Measures mandating domestic content requirements (DCRs) are also prohibited under the WTO’s Trade Related Investment Measures (TRIMS) agreement. India’s DCRs for the automobile sector and solar cells and modules have been successfully challenged at the WTO, after which these measures had to be redesigned.
The government has also been phasing out export-contingent subsidies such as tax and duty exemptions after adverse findings in a WTO dispute and redesigning them by de-linking them from export performance.
China has been one of the world’s largest subsidizers. For EVs alone, China is estimated to have provided its industry over $230 billion in subsidies since 2009, benefiting both state and private firms. Its head-start enabled it to dominate the world EV market and it started scaling back its EV subsidies only in 2023.
These have mostly been considered ‘actionable’ subsidies and subject to anti-dumping and countervailing measures on imports into the EU or US. The EU, which recently concluded that battery EVs imported from China are heavily subsidized and cause injury to its own industry, has imposed countervailing duties ranging from 17% to 35% on various Chinese exports.

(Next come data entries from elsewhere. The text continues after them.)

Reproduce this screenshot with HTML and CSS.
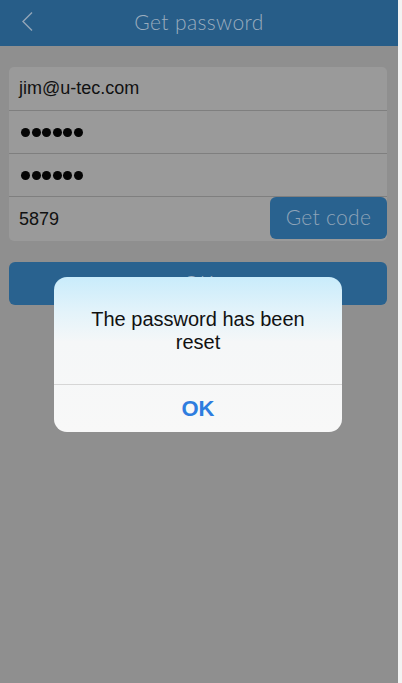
FILE: index.html
```html
<!DOCTYPE html>
<html>
<head>
<meta charset="utf-8">
<link rel="stylesheet" href="styles.css">
</head>
<body>
<div class="page">
  <div class="screen">
    <header class="topbar">
      <svg class="back" width="14" height="22" viewBox="0 0 14 22"><polyline points="10,1.5 1,10.5 10,19.5" fill="none" stroke="#93a6b8" stroke-width="1.4"/></svg>
      <div class="title">Get password</div>
    </header>
    <div class="card">
      <div class="row r1"><span class="val">jim@u-tec.com</span></div>
      <div class="row r2"><span class="dots"><i></i><i></i><i></i><i></i><i></i><i></i></span></div>
      <div class="row r3"><span class="dots"><i></i><i></i><i></i><i></i><i></i><i></i></span></div>
      <div class="row r4"><span class="val">5879</span><button class="code">Get code</button></div>
    </div>
    <button class="ok">OK</button>
    <div class="dialog">
      <div class="msg">The password has been<br>reset</div>
      <div class="dbtn">OK</div>
    </div>
  </div>
  <div class="strip"></div>
</div>
</body>
</html>
```
FILE: styles.css
```css
html, body { margin: 0; padding: 0; }
body { background: #f3f3f3; font-family: "Liberation Sans", Arial, sans-serif; }
.page { display: flex; width: 402px; height: 683px; overflow: hidden; }
.screen { position: relative; width: 398px; height: 683px; background: #8f8f8f; flex: none; }
.strip { flex: 1; background: #f3f3f3; }
.topbar { height: 46px; background: #275d88; display: flex; align-items: center; justify-content: center; position: relative; }
.back { position: absolute; left: 22px; top: 11px; }
.title { font-family: Lato, "Open Sans", sans-serif; font-weight: 300; font-size: 21px; color: #9aacbe; letter-spacing: 0.4px; margin-top: -3px; }
.card { margin: 21px 11px 0 9px; background: #9a9a9a; border-radius: 5px; overflow: hidden; }
.row { display: flex; align-items: center; padding-left: 10px; border-top: 1px solid #7f7f7f; }
.r1 { height: 43px; border-top: none; }
.r2, .r3 { height: 42px; }
.r4 { height: 44px; justify-content: space-between; }
.val { font-size: 18px; color: #111; }
.r1 .val { margin-top: -1px; }
.dots { display: flex; gap: 1.6px; margin-left: 2px; }
.dots i { width: 9px; height: 9px; border-radius: 50%; background: #050505; }
.code { height: 42px; width: 117px; margin-bottom: 1px; align-self: flex-start; border: none; border-radius: 6px; background: #29628f; color: #8fa4b8; font-family: Lato, "Open Sans", sans-serif; font-weight: 300; font-size: 21px; letter-spacing: 0.3px; padding: 0 0 4px; }
.ok { display: block; margin: 21px 11px 0 9px; width: 378px; height: 43px; border: none; border-radius: 6px; background: #29628f; color: #9fb0c0; font-family: Lato, "Open Sans", sans-serif; font-weight: 300; font-size: 21px; padding: 0 0 3px; }
.dialog { position: absolute; left: 54px; top: 277px; width: 288px; height: 155px; border-radius: 13px; overflow: hidden; background: linear-gradient(to bottom, #c9ecfb 0px, #e3f3fa 35px, #f5f7f8 65px, #f8f8f8 100%); display: flex; flex-direction: column; }
.msg { height: 107px; display: flex; align-items: center; justify-content: center; text-align: center; font-size: 20px; line-height: 23px; color: #111; }
.dbtn { flex: 1; border-top: 1px solid #d6d6d6; display: flex; align-items: center; justify-content: center; font-size: 22px; font-weight: bold; color: #2e7ddf; }
```
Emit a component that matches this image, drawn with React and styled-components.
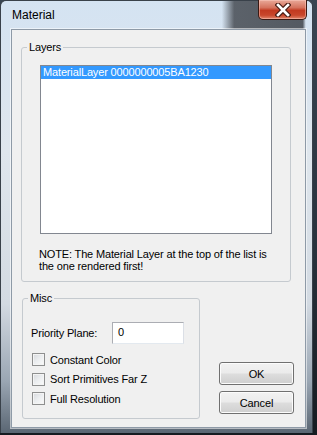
import React from "react";
import styled, { createGlobalStyle } from "styled-components";

const Global = createGlobalStyle`
  html, body { margin: 0; padding: 0; background: #1d242c; }
  body { font-family: "Liberation Sans", Arial, sans-serif; font-size: 11px; letter-spacing: -0.15px; color: #000; }
`;

const Desktop = styled.div`
  width: 317px;
  height: 435px;
  overflow: hidden;
  background: linear-gradient(to bottom, #3a4653 0%, #27303a 60%, #161b21 100%);
`;

const Window = styled.div`
  width: 313px;
  height: 433px;
  box-sizing: border-box;
  display: flex;
  flex-direction: column;
  border: 1px solid #39414a;
  border-bottom: 0;
  border-radius: 6px 6px 0 0;
  background: linear-gradient(to bottom, #d4e3f2 0%, #dfe6ed 35%, #d3dae2 70%, #9aa6b3 88%, #5a6673 100%);
`;

const TitleBar = styled.div`
  height: 28px;
  display: flex;
  align-items: flex-start;
  padding-left: 11px;
  background: linear-gradient(to right, transparent 0%, transparent 71%, rgba(70,75,82,0.85) 75%, rgba(70,75,82,0.9) 97%, transparent 98%);
  border-radius: 5px 5px 0 0;
`;

const Title = styled.span`
  font-size: 12px;
  letter-spacing: 0;
  line-height: 15px;
  margin-top: 7px;
  color: #000;
`;

const CloseButton = styled.div`
  margin-left: auto;
  margin-right: 5px;
  margin-top: -1px;
  width: 49px;
  height: 20px;
  box-sizing: border-box;
  border: 1px solid #3b1a14;
  border-top: 0;
  border-radius: 0 0 5px 5px;
  background: linear-gradient(to bottom, #e9a999 0%, #d5735e 40%, #c23a21 55%, #c8472c 80%, #e1866c 100%);
  box-shadow: inset 0 0 0 1px rgba(255, 210, 200, 0.45);
  display: flex;
  align-items: center;
  justify-content: center;
`;

const Client = styled.div`
  flex: 1;
  margin: 0 6px 5px 10px;
  border: 1px solid #8e9aa7;
  box-shadow: 0 0 0 1px rgba(255, 255, 255, 0.55);
  background: #f0f0f0;
  display: flex;
  flex-direction: column;
  padding: 0 0 8px 0;
`;

const Group = styled.div`
  position: relative;
  margin: ${(p) => p.$top}px 0 0 ${(p) => p.$left}px;
  width: ${(p) => p.$width}px;
  box-sizing: border-box;
  border: 1px solid #c5cacf;
  border-radius: 3px;
`;

const GroupTitle = styled.span`
  position: absolute;
  top: -7px;
  left: 5px;
  padding: 0 2px;
  line-height: 13px;
  background: #f0f0f0;
`;

const LayersInner = styled.div`
  padding: 17px 18px 9px 18px;
  display: flex;
  flex-direction: column;
`;

const ListBox = styled.div`
  height: 169px;
  box-sizing: border-box;
  border: 1px solid #828790;
  background: #fff;
`;

const ListItem = styled.div`
  height: 13px;
  line-height: 13px;
  padding-left: 2px;
  background: ${(p) => (p.$selected ? "#3399ff" : "transparent")};
  color: ${(p) => (p.$selected ? "#fff" : "#000")};
  white-space: nowrap;
`;

const Note = styled.p`
  margin: 14px 0 0 -1px;
  line-height: 12px;
  white-space: nowrap;
`;

const BottomRow = styled.div`
  display: flex;
  align-items: flex-end;
`;

const MiscInner = styled.div`
  padding: 23px 0 13px 8px;
  display: flex;
  flex-direction: column;
`;

const FieldRow = styled.div`
  display: flex;
  align-items: center;
  height: 22px;
`;

const FieldLabel = styled.span`
  width: 81px;
`;

const TextInput = styled.div`
  width: 72px;
  height: 22px;
  box-sizing: border-box;
  border: 1px solid #abadb3;
  border-right-color: #dbdfe6;
  border-bottom-color: #e3e9ef;
  background: #fff;
  padding-left: 5px;
  line-height: 19px;
`;

const Checks = styled.div`
  margin-top: 9px;
  display: flex;
  flex-direction: column;
  gap: 6.5px;
`;

const CheckRow = styled.label`
  display: flex;
  align-items: center;
  height: 13px;
  gap: 5px;
  padding-left: 1px;
`;

const CheckBox = styled.span`
  width: 13px;
  height: 13px;
  box-sizing: border-box;
  border: 1px solid #8e8f8f;
  background: linear-gradient(135deg, #d6d8dc 0%, #eceef0 50%, #fbfbfb 100%);
  box-shadow: inset 0 0 0 1px #f4f4f4;
`;

const Buttons = styled.div`
  margin: 0 0 5px 19px;
  display: flex;
  flex-direction: column;
  gap: 6px;
`;

const Button = styled.div`
  width: 75px;
  height: 23px;
  box-sizing: border-box;
  border: 1px solid #707070;
  border-radius: 3px;
  background: linear-gradient(to bottom, #f2f2f2 0%, #ebebeb 48%, #dddddd 52%, #cfcfcf 100%);
  box-shadow: inset 0 0 0 1px #fcfcfc;
  display: flex;
  align-items: center;
  justify-content: center;
`;

export default function App() {
  return (
    <>
      <Global />
      <Desktop>
        <Window>
          <TitleBar>
            <Title>Material</Title>
            <CloseButton>
              <svg width="16" height="14" viewBox="0 0 16 14">
                <path d="M3 2 L13 12 M13 2 L3 12" stroke="#4a1d15" strokeWidth="5" strokeLinecap="square" />
                <path d="M3 2 L13 12 M13 2 L3 12" stroke="#fff" strokeWidth="2.6" strokeLinecap="square" />
              </svg>
            </CloseButton>
          </TitleBar>
          <Client>
            <Group $top={17} $left={9} $width={270}>
              <GroupTitle>Layers</GroupTitle>
              <LayersInner>
                <ListBox>
                  <ListItem $selected>MaterialLayer 0000000005BA1230</ListItem>
                </ListBox>
                <Note>
                  NOTE: The Material Layer at the top of the list is
                  <br />
                  the one rendered first!
                </Note>
              </LayersInner>
            </Group>
            <BottomRow>
              <Group $top={16} $left={10} $width={178}>
                <GroupTitle>Misc</GroupTitle>
                <MiscInner>
                  <FieldRow>
                    <FieldLabel>Priority Plane:</FieldLabel>
                    <TextInput>0</TextInput>
                  </FieldRow>
                  <Checks>
                    <CheckRow><CheckBox />Constant Color</CheckRow>
                    <CheckRow><CheckBox />Sort Primitives Far Z</CheckRow>
                    <CheckRow><CheckBox />Full Resolution</CheckRow>
                  </Checks>
                </MiscInner>
              </Group>
              <Buttons>
                <Button>OK</Button>
                <Button>Cancel</Button>
              </Buttons>
            </BottomRow>
          </Client>
        </Window>
      </Desktop>
    </>
  );
}
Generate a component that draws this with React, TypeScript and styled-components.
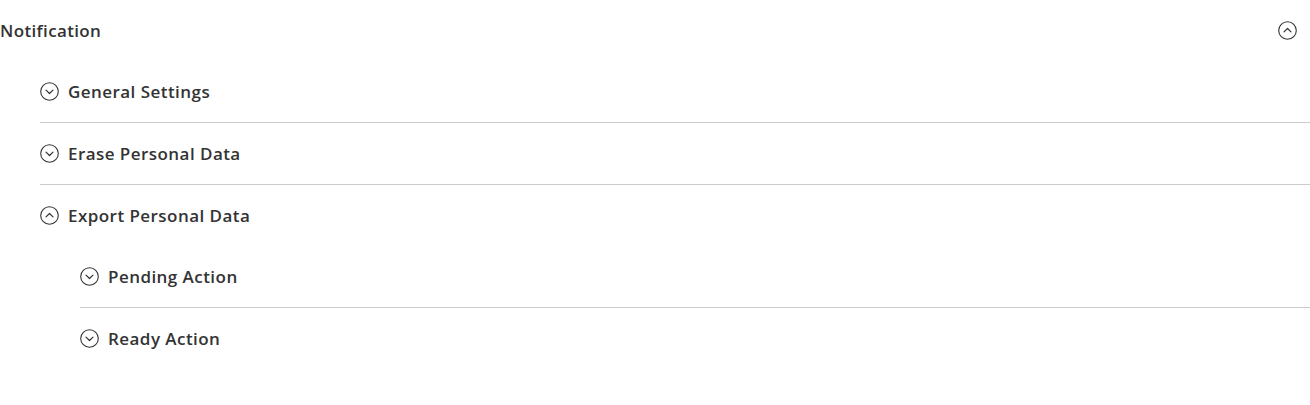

A key plank of China’s complaint at the WTO is that India’s EV subsidies are in the ‘prohibited’ category. While the outcome of this specific dispute will depend on legal arguments and India’s defence, we need to mitigate legal risks to Indian subsidies by designing them for compatibility with our obligations under the WTO and various FTAs. This needs to be addressed at two levels.
First, since rules under both the WTO and FTAs are similar on prohibited and actionable subsidies, trade-compatibility assessments of subsidies and incentives should be built into the policy design. While production subsidies may be countervailed by importing countries, these are subject to a far more rigorous set of tests for injury analysis, whereas explicit import substitution or export continency requirements make subsidies vulnerable to being struck down as prohibited irrespective of any actual injury.
Studies have also shown that market efficiency, innovation and competition are better promoted by leaving the choice of local value-addition levels to entrepreneurs. Linking incentives to domestic production or investments in R&D, design, innovation and employment, rather than export performance or domestic value addition, therefore, is a legally safer approach.
The second aspect is the need to review multilateral trade rules related to industrial policy (and specifically subsidies). Industrial subsidy reforms have been increasingly discussed among WTO members, particularly since covid. These have focused on (a) policy space for industrialization in both developed and developing nations; (b) a need to fill lacunae related to transnational subsidies (those offered to firms outside a country; and (c) legitimacy for climate-related subsidies.
India has argued for the right of developing countries to implement industrial subsidies, but we must engage more proactively in all discussions.
In particular, the reframing of WTO subsidy rules to enable climate action through fossil-fuel subsidy reforms, state support for decarbonization and other green subsidies is being discussed by a group of 78 WTO members under Trade and Environment Sustainability Structured Discussions. This group includes China, the US, EU, Japan, South Korea and Brazil, among others. India has stayed out, as it has of several other joint WTO initiatives, on the ground that these go against the spirit of multilateral consensus.
As industrial policy gets intertwined with economic security, we should expect closer scrutiny of practices and further contestations. While the WTO may be facing rough weather, the rules it sets have been the blueprint for FTAs. It is important for India to participate in any such discussions and help shape the contours of any regime that may emerge. Given the ramifications, we cannot afford to stay out.
These are the author’s personal views.
The author is a partner at Clarus Law Associates, New Delhi.